All while he passionately serenades this special someone, Van Go Go pumps up the energy with Schaller's riveting guitar riffs, Olney's thumping bass licks, and Brockman's high-energy drums. There's never a dull moment in this track, from the exciting instrumentals and production to Mackinder's expressive vocals and relatable words.

Need a little motivation and aren't sure where to look? We invite you to lose yourself in the passionate and energetic depths of Van Go Go's new single, "Get Up To You," now available on all digital streaming platforms.

Welcome to BuzzMusic, Van Go Go. We love the nostalgia and excitement packed in your heartfelt new single, "Get Up To You." What inspired your group to create this retro-sounding ballad?

“Get Up” is about the journey to achieve the love you deserve. I really wanted to create a track that you could drop into a John Hughes film from the 80s. His characters typically had a sort of struggle that they overcame throughout their story to get to a hopeful and better place. That’s the same emotion I wanted to capture in this song. Adapting retro sounds with keys and the Linn drums really brings this one to a “coming of age” feeling for me personally. I actually started this one with more vague and symbolic lyrics with an American type of sound. But then I had the idea of the 3 note lead over the chord progression that gives a sort of aching or longing feeling like Mike Campbell’s “Boys of Summer.” I changed the lyrics to a more straightforward love song, and it was almost like the song wrote itself. It feels and sounds like a song you would reflect on while driving on a road trip or taking a morning run. The mood matches the meaning really well.

Do you usually create songs reminiscent of past musical eras, similar to "Get Up To You?" Does your band have a relationship with music from the 80s?

VGG is certainly a bit of a retro-sounding band. Rather than fight if we are embracing it and exploring it even deeper. I don’t really want to pigeonhole us to the 80s, but that’s a bit of the decade we are exploring currently. We all really started in bands around the grunge era and, throughout time, have explored several different styles and genres. When we were younger, we didn’t really have much control over how precisely we were going to sound. We kind of threw things together in the basement on the gear we could afford then that was your sound. But now, having experience and more maturity, part of the creative process is discussing what you want a piece to sound like and actually achieving it. I also don’t feel like there is one particular genre of rock dominating the scene at this moment in time. I see a lot of artists going retro with their sounds, and that in itself could be the new genre.

What was your band's process like when in the studio creating "Get Up To You"? How did you bring the song to life?
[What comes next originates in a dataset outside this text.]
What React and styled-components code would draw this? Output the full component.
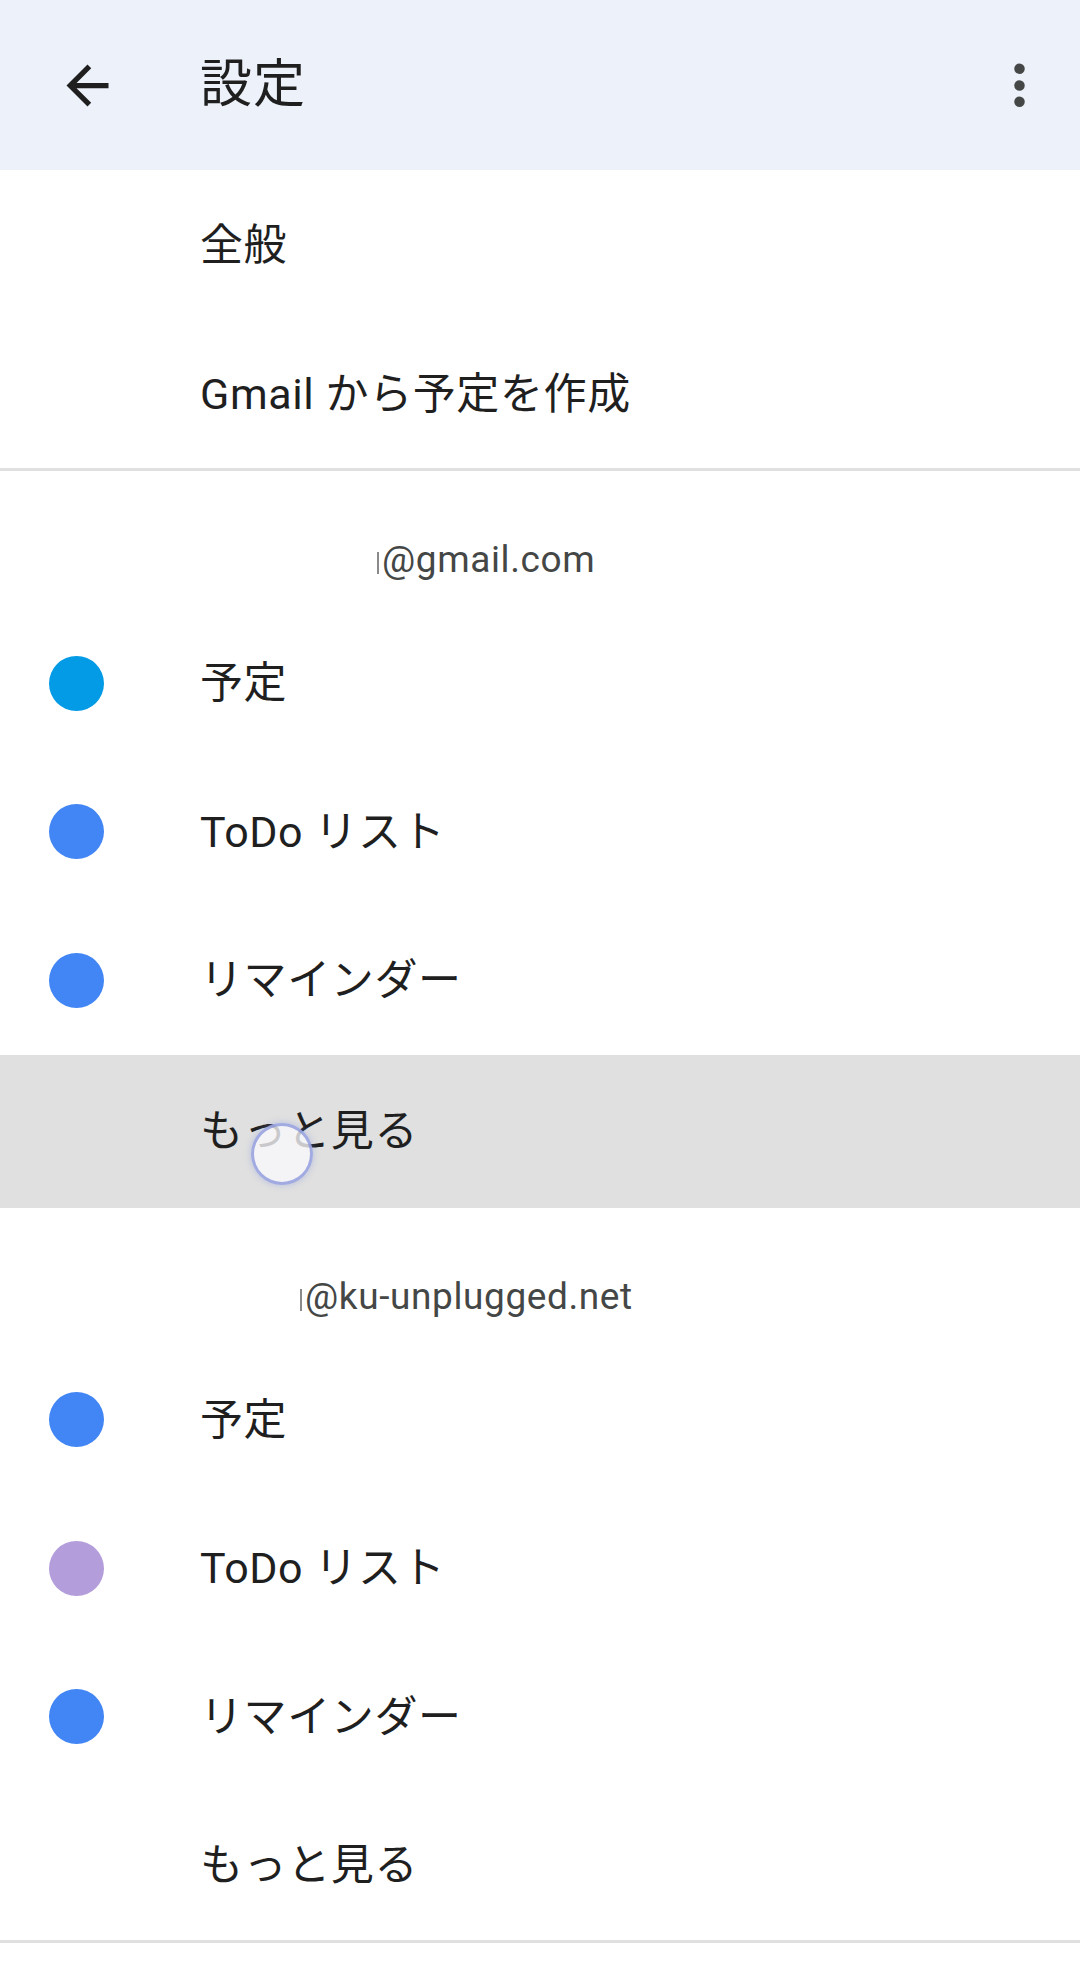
import React from "react"
import styled, { createGlobalStyle } from "styled-components"

const GlobalStyle = createGlobalStyle`
  html, body {
    margin: 0;
    padding: 0;
    background: #ffffff;
  }
  body {
    font-family: Roboto, "Noto Sans CJK JP", sans-serif;
    color: #1f1f1f;
  }
`

const sections = [
  {
    email: "@gmail.com",
    indent: 382,
    items: [
      { label: "予定", color: "#039be5" },
      { label: "ToDo リスト", color: "#4285f4" },
      { label: "リマインダー", color: "#4285f4" },
      { label: "もっと見る", pressed: true },
    ],
  },
  {
    email: "@ku-unplugged.net",
    indent: 305,
    items: [
      { label: "予定", color: "#4285f4" },
      { label: "ToDo リスト", color: "#b39ddb" },
      { label: "リマインダー", color: "#4285f4" },
      { label: "もっと見る" },
    ],
  },
]

const BackIcon = () => (
  <svg width="63" height="63" viewBox="0 0 24 24" fill="#1f1f1f">
    <path d="M20 11H7.83l5.59-5.59L12 4l-8 8 8 8 1.41-1.41L7.83 13H20v-2z" />
  </svg>
)

const MoreIcon = () => (
  <svg width="63" height="63" viewBox="0 0 24 24" fill="#444746">
    <circle cx="12" cy="5.6" r="2" />
    <circle cx="12" cy="12" r="2" />
    <circle cx="12" cy="18.2" r="2" />
  </svg>
)

const App = () => {
  return (
    <Page>
      <GlobalStyle />
      <Header>
        <IconButton>
          <BackIcon />
        </IconButton>
        <Title>設定</Title>
        <IconButton>
          <MoreIcon />
        </IconButton>
      </Header>

      <List>
        <Row>
          <Lead />
          <Label>全般</Label>
        </Row>
        <Row>
          <Lead />
          <Label>Gmail から予定を作成</Label>
        </Row>
      </List>

      <Divider />

      {sections.map((section, i) => (
        <Section key={i}>
          <AccountLabel $indent={section.indent}>
            <Sliver />
            {section.email}
          </AccountLabel>
          {section.items.map((item, j) => (
            <Row key={j} $pressed={item.pressed}>
              <Lead>{item.color && <Dot $color={item.color} />}</Lead>
              <Label>{item.label}</Label>
              {item.pressed && <Touch />}
            </Row>
          ))}
        </Section>
      ))}

      <Divider />
    </Page>
  )
}

export default App

const Page = styled.div`
  width: 1080px;
  min-height: 1969px;
  background: #ffffff;
`

const Header = styled.div`
  height: 170px;
  background: #edf2fa;
  display: flex;
  align-items: center;
  padding: 0 29px 0 56px;
  box-sizing: border-box;
`

const IconButton = styled.div`
  width: 63px;
  height: 63px;
  display: flex;
  align-items: center;
  justify-content: center;
  flex-shrink: 0;
`

const Title = styled.div`
  flex: 1;
  margin-left: 81px;
  font-size: 52px;
  line-height: 63px;
  color: #1f1f1f;
  letter-spacing: 1px;
  padding-bottom: 2px;
`

const List = styled.div`
  padding-top: 1px;
`

const Section = styled.div`
  display: flex;
  flex-direction: column;
`

const Row = styled.div`
  position: relative;
  height: ${props => (props.$pressed ? "153px" : "148.5px")};
  flex-shrink: 0;
  display: flex;
  align-items: center;
  background: ${props => (props.$pressed ? "#e0e0e0" : "transparent")};
`

const Lead = styled.div`
  width: 200px;
  flex-shrink: 0;
  display: flex;
  align-items: center;
  padding-left: 49px;
  box-sizing: border-box;
`

const Dot = styled.div`
  width: 55px;
  height: 55px;
  border-radius: 50%;
  background: ${props => props.$color};
`

const Label = styled.div`
  font-size: 43px;
  line-height: 56px;
  letter-spacing: 0.6px;
  color: #1f1f1f;
`

const AccountLabel = styled.div`
  padding: 62px 0 22px ${props => props.$indent}px;
  font-size: 37px;
  line-height: 54px;
  letter-spacing: 0.6px;
  color: #444746;
  display: flex;
  align-items: center;
`

const Sliver = styled.span`
  display: inline-block;
  width: 2px;
  height: 22px;
  margin: 6px 3px 0 -5px;
  background: #8a8a8a;
`

const Divider = styled.div`
  height: 3px;
  background: #e0e0e0;
`

const Touch = styled.div`
  position: absolute;
  left: 251px;
  top: 68px;
  width: 56px;
  height: 56px;
  border-radius: 50%;
  background: rgba(250, 250, 252, 0.78);
  border: 3px solid rgba(125, 140, 215, 0.7);
  box-shadow: 0 0 7px rgba(120, 140, 220, 0.4);
`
We have a formula going on right now, and it’s working pretty well. I’ll typically throw up the base to a song on an acoustic guitar with a melody at Jonah’s studio. We then start to build the track piece by piece in preproduction and then take those tracks to the studio with Chuck. Some things we keep from the demos, and some get replaced in the final mixes. It really is allowing us to explore new things sonically and gives everyone time to develop their parts and give strong performances on the recordings. We don’t all life close to each other, so this really works without interrupting our personal lives too much. How did you want to make your audience feel when listening to "Get Up To You?" What sort of experience did you want to offer listeners?

I hope this track comes across as a cool retro sound with a modern sentiment. If it takes an older listener to a simpler time in their life or brings a younger listener a new sound they haven’t related to before, I think we will have achieved what we set out to do. What’s next?

VGG has several tracks recorded and unreleased. We have a ton of songs in the demo stage and hope to be able to complete a full album early next year. We have also started to play out live a bit this year and are celebrating the release of this single at the Blue Ridge Rock Festival in Virginia on September 9th. We will be recording a video for the song at the festival and can’t wait to get in front of a crowd that size to perform.